Data discovery, i.e. the ability for researchers to find any dataset suitable for their scientific questions, is a very active domain nowadays, with many solutions. Indeed, to find data, one can either (i) query all relevant data repositories one after the other, (ii) use one or many data discovery web portals, or (iii) use general search engines such as google data search. The first solution isn’t appropriate in our era of big data. The third approach might be too general, hence lacking specificity without the help of dedicated markups such as bioschemas.org. The second approach leads to building community global portals to cross data repository boundaries. The plant community has in particular built two of them: the WheatIS (http://wheatis.org/Search.php) and FAIDARE (https://urgi.versailles.inrae.fr/faidare/).

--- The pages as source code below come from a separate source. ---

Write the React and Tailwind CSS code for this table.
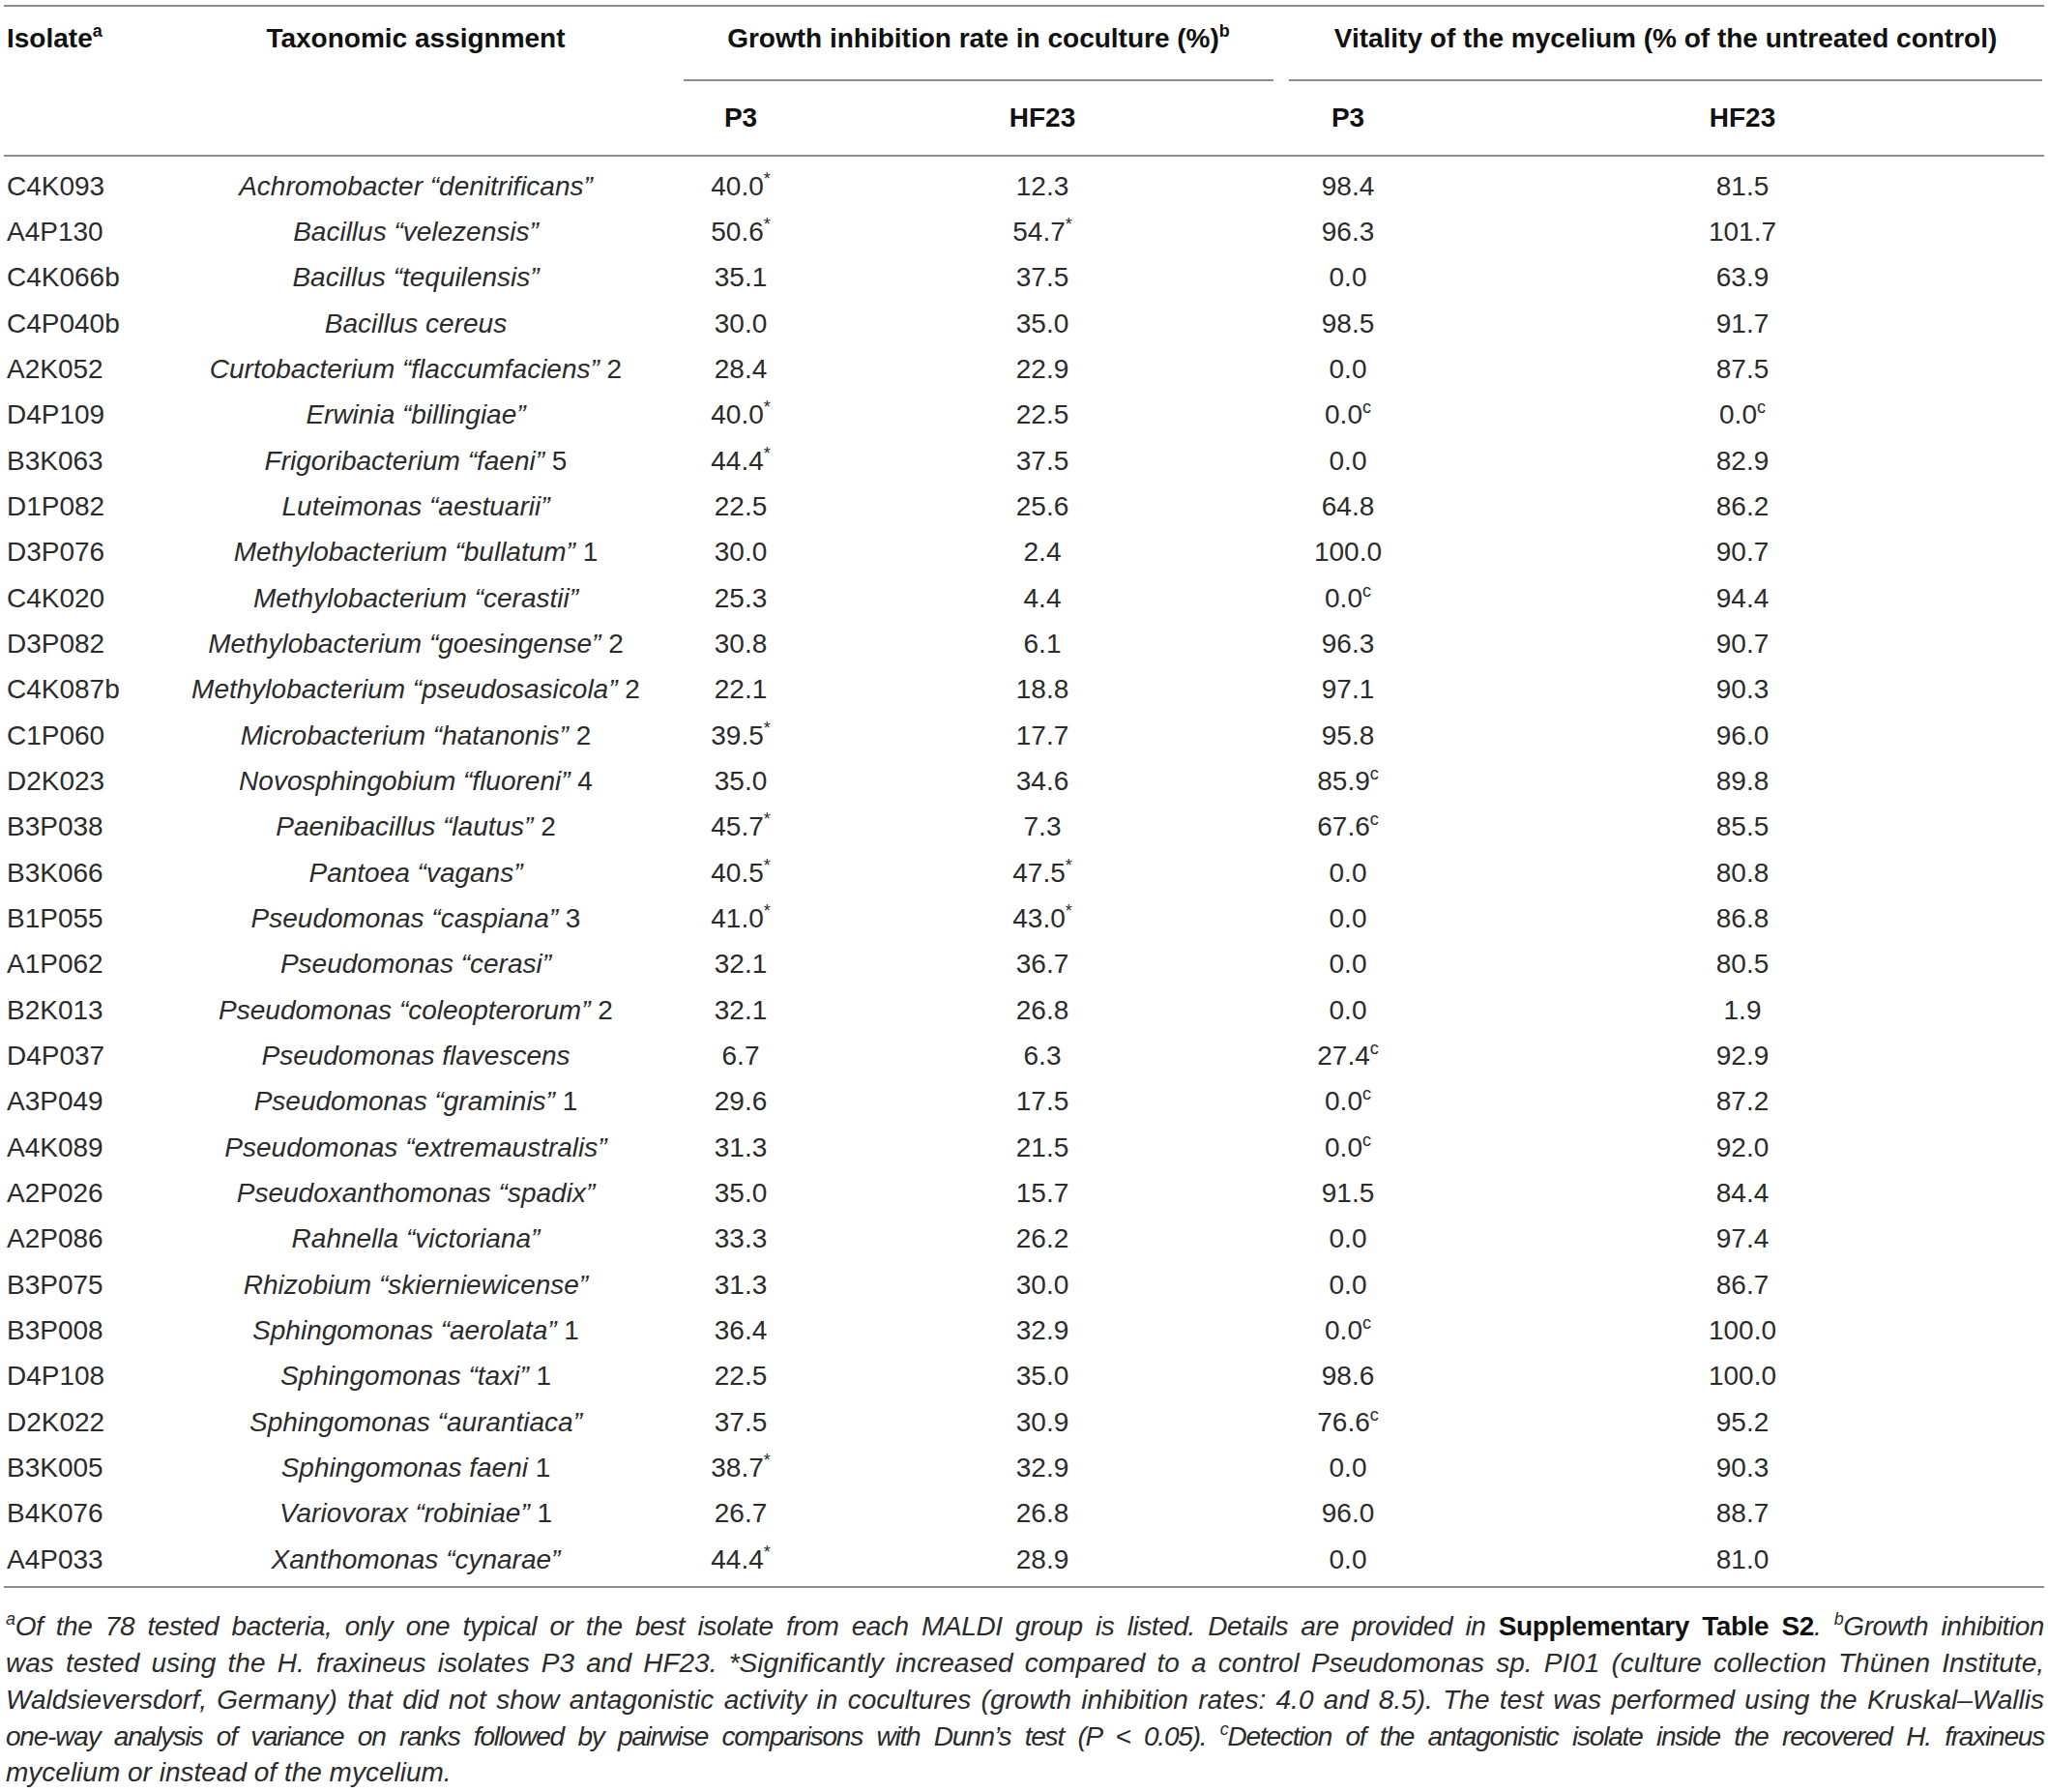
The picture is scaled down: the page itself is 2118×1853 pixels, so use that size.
import React from "react";

const rows = [
  ["C4K093", ["Achromobacter “denitrificans”", ""], ["40.0", "*"], ["12.3", ""], ["98.4", ""], ["81.5", ""]],
  ["A4P130", ["Bacillus “velezensis”", ""], ["50.6", "*"], ["54.7", "*"], ["96.3", ""], ["101.7", ""]],
  ["C4K066b", ["Bacillus “tequilensis”", ""], ["35.1", ""], ["37.5", ""], ["0.0", ""], ["63.9", ""]],
  ["C4P040b", ["Bacillus cereus", ""], ["30.0", ""], ["35.0", ""], ["98.5", ""], ["91.7", ""]],
  ["A2K052", ["Curtobacterium “flaccumfaciens”", " 2"], ["28.4", ""], ["22.9", ""], ["0.0", ""], ["87.5", ""]],
  ["D4P109", ["Erwinia “billingiae”", ""], ["40.0", "*"], ["22.5", ""], ["0.0", "c"], ["0.0", "c"]],
  ["B3K063", ["Frigoribacterium “faeni”", " 5"], ["44.4", "*"], ["37.5", ""], ["0.0", ""], ["82.9", ""]],
  ["D1P082", ["Luteimonas “aestuarii”", ""], ["22.5", ""], ["25.6", ""], ["64.8", ""], ["86.2", ""]],
  ["D3P076", ["Methylobacterium “bullatum”", " 1"], ["30.0", ""], ["2.4", ""], ["100.0", ""], ["90.7", ""]],
  ["C4K020", ["Methylobacterium “cerastii”", ""], ["25.3", ""], ["4.4", ""], ["0.0", "c"], ["94.4", ""]],
  ["D3P082", ["Methylobacterium “goesingense”", " 2"], ["30.8", ""], ["6.1", ""], ["96.3", ""], ["90.7", ""]],
  ["C4K087b", ["Methylobacterium “pseudosasicola”", " 2"], ["22.1", ""], ["18.8", ""], ["97.1", ""], ["90.3", ""]],
  ["C1P060", ["Microbacterium “hatanonis”", " 2"], ["39.5", "*"], ["17.7", ""], ["95.8", ""], ["96.0", ""]],
  ["D2K023", ["Novosphingobium “fluoreni”", " 4"], ["35.0", ""], ["34.6", ""], ["85.9", "c"], ["89.8", ""]],
  ["B3P038", ["Paenibacillus “lautus”", " 2"], ["45.7", "*"], ["7.3", ""], ["67.6", "c"], ["85.5", ""]],
  ["B3K066", ["Pantoea “vagans”", ""], ["40.5", "*"], ["47.5", "*"], ["0.0", ""], ["80.8", ""]],
  ["B1P055", ["Pseudomonas “caspiana”", " 3"], ["41.0", "*"], ["43.0", "*"], ["0.0", ""], ["86.8", ""]],
  ["A1P062", ["Pseudomonas “cerasi”", ""], ["32.1", ""], ["36.7", ""], ["0.0", ""], ["80.5", ""]],
  ["B2K013", ["Pseudomonas “coleopterorum”", " 2"], ["32.1", ""], ["26.8", ""], ["0.0", ""], ["1.9", ""]],
  ["D4P037", ["Pseudomonas flavescens", ""], ["6.7", ""], ["6.3", ""], ["27.4", "c"], ["92.9", ""]],
  ["A3P049", ["Pseudomonas “graminis”", " 1"], ["29.6", ""], ["17.5", ""], ["0.0", "c"], ["87.2", ""]],
  ["A4K089", ["Pseudomonas “extremaustralis”", ""], ["31.3", ""], ["21.5", ""], ["0.0", "c"], ["92.0", ""]],
  ["A2P026", ["Pseudoxanthomonas “spadix”", ""], ["35.0", ""], ["15.7", ""], ["91.5", ""], ["84.4", ""]],
  ["A2P086", ["Rahnella “victoriana”", ""], ["33.3", ""], ["26.2", ""], ["0.0", ""], ["97.4", ""]],
  ["B3P075", ["Rhizobium “skierniewicense”", ""], ["31.3", ""], ["30.0", ""], ["0.0", ""], ["86.7", ""]],
  ["B3P008", ["Sphingomonas “aerolata”", " 1"], ["36.4", ""], ["32.9", ""], ["0.0", "c"], ["100.0", ""]],
  ["D4P108", ["Sphingomonas “taxi”", " 1"], ["22.5", ""], ["35.0", ""], ["98.6", ""], ["100.0", ""]],
  ["D2K022", ["Sphingomonas “aurantiaca”", ""], ["37.5", ""], ["30.9", ""], ["76.6", "c"], ["95.2", ""]],
  ["B3K005", ["Sphingomonas faeni", " 1"], ["38.7", "*"], ["32.9", ""], ["0.0", ""], ["90.3", ""]],
  ["B4K076", ["Variovorax “robiniae”", " 1"], ["26.7", ""], ["26.8", ""], ["96.0", ""], ["88.7", ""]],
  ["A4P033", ["Xanthomonas “cynarae”", ""], ["44.4", "*"], ["28.9", ""], ["0.0", ""], ["81.0", ""]],
];

const Sup = ({ children }) => (
  <sup className="text-[18px] relative top-[-11px] align-baseline">{children}</sup>
);

function Value({ v, className }) {
  return (
    <div className={"text-center whitespace-nowrap " + (className || "")}>
      {v[0]}
      {v[1] && <Sup>{v[1]}</Sup>}
    </div>
  );
}

function Rule({ className }) {
  return <div className={"h-[2px] bg-[#8d8d8d] " + (className || "")} />;
}

export default function App() {
  return (
    <div
      className="w-[2118px] bg-white px-[4px] pt-[5px] text-[28px] text-[#2b2b2b]"
      style={{ fontFamily: '"Liberation Sans", Arial, sans-serif' }}
    >
      <Rule />

      {/* header */}
      <div className="grid grid-cols-[176px_500px_172px_478px_128px_656px] font-bold text-[#111] leading-[36px]">
        <div className="pl-[3px] pt-[15px]">
          Isolate<Sup>a</Sup>
        </div>
        <div className="text-center pt-[15px]">Taxonomic assignment</div>
        <div className="col-span-2 ml-[27px] mr-[13px] flex flex-col h-[77px]">
          <div className="text-center pt-[15px]">
            Growth inhibition rate in coculture (%)<Sup>b</Sup>
          </div>
          <Rule className="mt-auto" />
        </div>
        <div className="col-span-2 ml-[3px] mr-[2px] flex flex-col h-[77px]">
          <div className="text-center pt-[15px]">
            Vitality of the mycelium (% of the untreated control)
          </div>
          <Rule className="mt-auto" />
        </div>

        <div className="h-[76px]" />
        <div />
        <div className="text-center pt-[20px]">P3</div>
        <div className="text-center pt-[20px] pr-[26px]">HF23</div>
        <div className="text-center pt-[20px]">P3</div>
        <div className="text-center pt-[20px] pl-[32px]">HF23</div>
      </div>
      <Rule />

      {/* body */}
      <div className="pt-[7px] pb-[4px]">
        {rows.map((r) => (
          <div
            key={r[0]}
            className="grid grid-cols-[176px_500px_172px_478px_128px_656px] h-[47.33px] items-center"
          >
            <div className="pl-[3px] whitespace-nowrap">{r[0]}</div>
            <div className="text-center whitespace-nowrap">
              <span className="italic">{r[1][0]}</span>
              {r[1][1]}
            </div>
            <Value v={r[2]} />
            <Value v={r[3]} className="pr-[26px]" />
            <Value v={r[4]} />
            <Value v={r[5]} className="pl-[32px]" />
          </div>
        ))}
      </div>
      <Rule />

      {/* footnote */}
      <div className="mt-[21px] italic leading-[37.8px] pl-[2px]">
        <div className="text-justify [text-align-last:justify] whitespace-nowrap tracking-[-0.4px]">
          <Sup>a</Sup>Of the 78 tested bacteria, only one typical or the best isolate from each MALDI group is listed. Details are provided in{" "}
          <b className="not-italic font-bold text-[#111]">Supplementary Table S2</b>. <Sup>b</Sup>Growth inhibition
        </div>
        <div className="text-justify [text-align-last:justify] whitespace-nowrap">
          was tested using the H. fraxineus isolates P3 and HF23. *Significantly increased compared to a control Pseudomonas sp. PI01 (culture collection Thünen Institute,
        </div>
        <div className="text-justify [text-align-last:justify] whitespace-nowrap">
          Waldsieversdorf, Germany) that did not show antagonistic activity in cocultures (growth inhibition rates: 4.0 and 8.5). The test was performed using the Kruskal–Wallis
        </div>
        <div className="text-justify [text-align-last:justify] whitespace-nowrap tracking-[-1.2px]">
          one-way analysis of variance on ranks followed by pairwise comparisons with Dunn’s test (P &lt; 0.05). <Sup>c</Sup>Detection of the antagonistic isolate inside the recovered H. fraxineus
        </div>
        <div>mycelium or instead of the mycelium.</div>
      </div>
    </div>
  );
}
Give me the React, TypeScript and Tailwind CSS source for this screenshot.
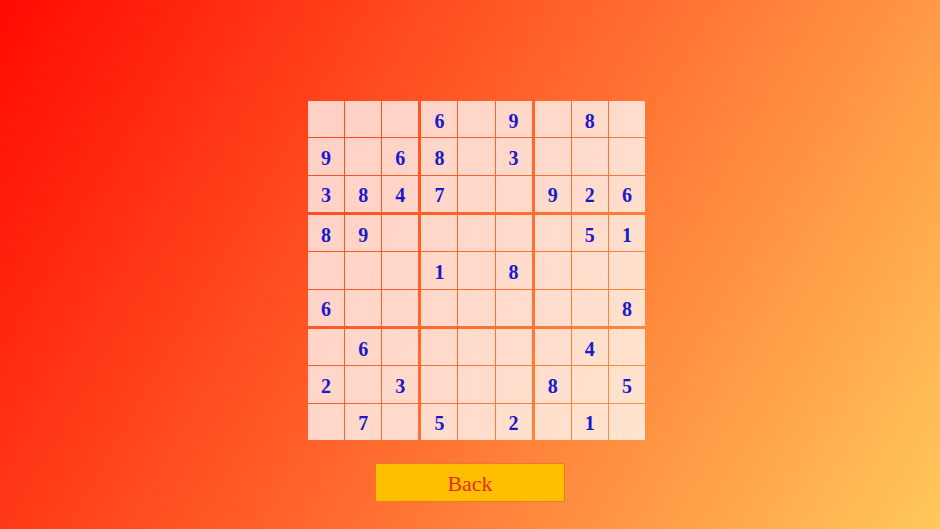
import React from "react";

const puzzle: string[] = [
  "000609080",
  "906803000",
  "384700926",
  "890000051",
  "000108000",
  "600000008",
  "060000040",
  "203000805",
  "070502010",
];

function Block({ br, bc }: { br: number; bc: number }) {
  const cells: React.ReactNode[] = [];
  for (let r = 0; r < 3; r++) {
    for (let c = 0; c < 3; c++) {
      const ch = puzzle[br * 3 + r][bc * 3 + c];
      cells.push(
        <div
          key={`${r}-${c}`}
          className="bg-white/75 flex items-center justify-center pt-[3px] text-[20px] font-bold text-[#1a1acc] leading-none"
          style={{ fontFamily: '"Liberation Serif", "Times New Roman", serif' }}
        >
          {ch === "0" ? "" : ch}
        </div>
      );
    }
  }
  return <div className="grid grid-cols-3 grid-rows-3 gap-px">{cells}</div>;
}

export default function App() {
  const blocks: React.ReactNode[] = [];
  for (let br = 0; br < 3; br++) {
    for (let bc = 0; bc < 3; bc++) {
      blocks.push(<Block key={`${br}-${bc}`} br={br} bc={bc} />);
    }
  }
  return (
    <div className="w-[940px] h-[529px] bg-[linear-gradient(120deg,#ff0a00,#ffc85c)] flex flex-col items-center pt-[101px]">
      <div className="ml-[13px] w-[337px] h-[339px] grid grid-cols-3 grid-rows-3 gap-[3px]">
        {blocks}
      </div>
      <button
        className="mt-[23px] w-[190px] h-[39px] bg-[#ffbf00] border border-[#ec7a2c] text-[#e0301c] text-[22px] pt-[2px] flex items-center justify-center"
        style={{ fontFamily: '"Liberation Serif", "Times New Roman", serif' }}
      >
        Back
      </button>
    </div>
  );
}
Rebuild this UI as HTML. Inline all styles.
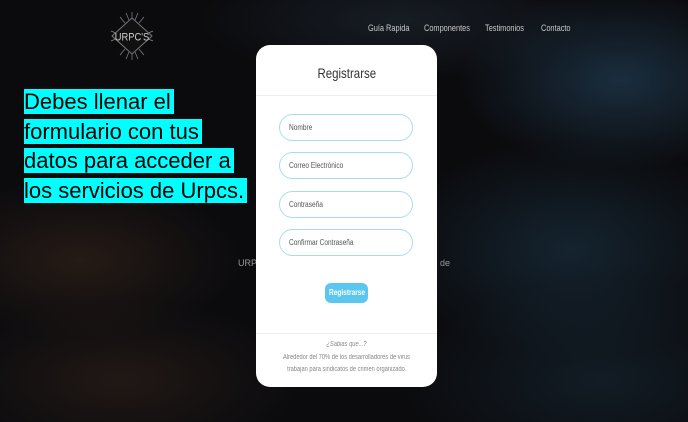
<!DOCTYPE html>
<html><head><meta charset="utf-8"><style>
*{margin:0;padding:0;box-sizing:border-box}
body{width:688px;height:422px;overflow:hidden;position:relative;font-family:"Liberation Sans",sans-serif;
background:
radial-gradient(ellipse 160px 90px at 620px 80px,rgba(40,80,110,.5),transparent),
radial-gradient(ellipse 180px 110px at 570px 250px,rgba(30,60,80,.5),transparent),
radial-gradient(ellipse 160px 80px at 80px 260px,rgba(70,45,30,.45),transparent),
radial-gradient(ellipse 200px 60px at 400px 20px,rgba(40,55,70,.4),transparent),
radial-gradient(ellipse 180px 80px at 120px 380px,rgba(60,40,30,.45),transparent),
radial-gradient(ellipse 200px 100px at 600px 380px,rgba(25,45,60,.5),transparent),
#0b0b0e;}
.c{display:inline-block;transform:scaleX(.82);transform-origin:left center;white-space:nowrap}
.nav{position:absolute;top:23px;font-size:9px;color:#c8c8c8}
.hl{position:absolute;left:24px;top:87px;font-size:22px;line-height:29.5px;color:#000}
.hl span{background:#00ffff;padding-right:3px}
.card{position:absolute;left:256px;top:45px;width:181px;height:342px;background:#fff;border-radius:14px}
.t{position:absolute;top:20px;width:100%;text-align:center;font-size:14px;color:#333}
.t .c{transform-origin:center}
.sep{position:absolute;left:0;width:100%;height:1px;background:#eee}
.in{position:absolute;left:23px;width:134px;height:27px;border:1px solid #a8dcf3;border-radius:14px;font-size:8px;color:#555;padding:8px 0 0 9px}
.btn{position:absolute;left:69px;top:238px;width:43px;height:20px;background:#5bc6f0;border-radius:6px;color:#fff;font-size:8px;font-weight:bold;text-align:center;line-height:20px}
.btn .c,.f .c{transform-origin:center}
.f{position:absolute;width:100%;text-align:center;color:#888;font-size:7px}
</style></head><body>
<svg style="position:absolute;left:106px;top:10px" width="52" height="52" viewBox="0 0 52 52">
<g stroke="#888" stroke-width=".7" fill="none">
<path d="M26 2v7M20 3l3 7M32 3l-3 7M14 7l5 6M38 7l-5 6M5 21l7 3M47 21l-7 3M5 31l7-3M47 31l-7-3M14 45l5-6M38 45l-5-6M20 49l3-7M32 49l-3-7M26 50v-7"/></g>
<polygon points="26,8 46,26 26,44 6,26" fill="#111" stroke="#777" stroke-width="1"/>
<text x="26" y="30.5" font-size="11" fill="#ccc" text-anchor="middle" font-family="Liberation Sans" transform="translate(26 0) scale(.85 1) translate(-26 0)">URPC'S</text>
</svg>
<div class="nav" style="left:368px"><span class="c">Guía Rapida</span></div>
<div class="nav" style="left:424px"><span class="c">Componentes</span></div>
<div class="nav" style="left:485px"><span class="c">Testimonios</span></div>
<div class="nav" style="left:541px"><span class="c">Contacto</span></div>
<div style="position:absolute;left:238px;top:258px;font-size:9px;color:#999">URPI</div>
<div style="position:absolute;left:440px;top:258px;font-size:9px;color:#999">de</div>
<div class="hl"><span>Debes llenar el</span><br><span>formulario con tus</span><br><span>datos para acceder a</span><br><span>los servicios de Urpcs.</span></div>
<div class="card">
<div class="t"><span class="c">Registrarse</span></div>
<div class="sep" style="top:50px"></div>
<div class="in" style="top:69px"><span class="c">Nombre</span></div>
<div class="in" style="top:107px"><span class="c">Correo Electrónico</span></div>
<div class="in" style="top:146px"><span class="c">Contraseña</span></div>
<div class="in" style="top:184px"><span class="c">Confirmar Contraseña</span></div>
<div class="btn"><span class="c">Registrarse</span></div>
<div class="sep" style="top:288px"></div>
<div class="f" style="top:296px;font-style:italic"><span class="c">¿Sabias que...?</span></div>
<div class="f" style="top:309px"><span class="c">Alrededor del 70% de los desarrolladores de virus</span></div>
<div class="f" style="top:321px"><span class="c">trabajan para sindicatos de crimen organizado.</span></div>
</div>
</body></html>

The WheatIS (Sen et al., 2020) is an interesting example from a community management point of view. Indeed, it showed that the success of this portal relies on several key points: (i) keeping data distributed in a global federation rather than gathering all of it in a single global data repository, (ii) sharing at least one critical need, (iii) having clear leadership that ensures mutual benefit and relies on engaged people from several institutions, and (iv) gathering experts and making it easy to join the data federation through technical simplicity.

FAIDARE goes one step beyond this; first, by extending the WheatIS species range to more crops and, second, by enabling MIAPPE and BrAPI data standards. This brings two main benefits: Including in the FAIDARE federation new BrAPI data repositories at no additional cost and providing refined search based on the MIAPPE/BrAPI metadata. The key to success of FAIDARE relies on its ability to extend the data federation it indexes by merging the BrAPI network with the WheatIS network, and later with the addition of Bioschemas.org sources.

8 Conclusion

Sharing data to ensure its useful reuse is complex and poses major technical, social and scientific challenges. The present paper has shown how some international communities, through their social interactions, managed to build technical solutions to enable FAIR data management throughout the data lifecycle. We have seen in particular that the most time-consuming challenge is the community management, not only to formalize the standards, but also to build adoption and train users in the long term. This can be done in a sustainable way if first adopters become trainers too, through ‘train the trainers’ initiatives, and ensure adoption by other research networks. The solutions presented in this paper are already helping a lot, but more work is needed to allow easy data management to be realised. This will occur through technical improvements and their sharing, adaptation and adoption, and a lot of activities are already ongoing in this regard. But some social and scientific aspects have not really been discussed yet, in particular the criterion to select data that needs to be shared for the future. Indeed, from raw data to computed, reduced data, there are huge volumes of data to be stored, much more than the expected storage capabilities. We know that to enable reproducibility we should aim at sharing raw data, but that is often where the highest volume lies. The research community is therefore waiting for debates and guidance to make the right choices on such future issues.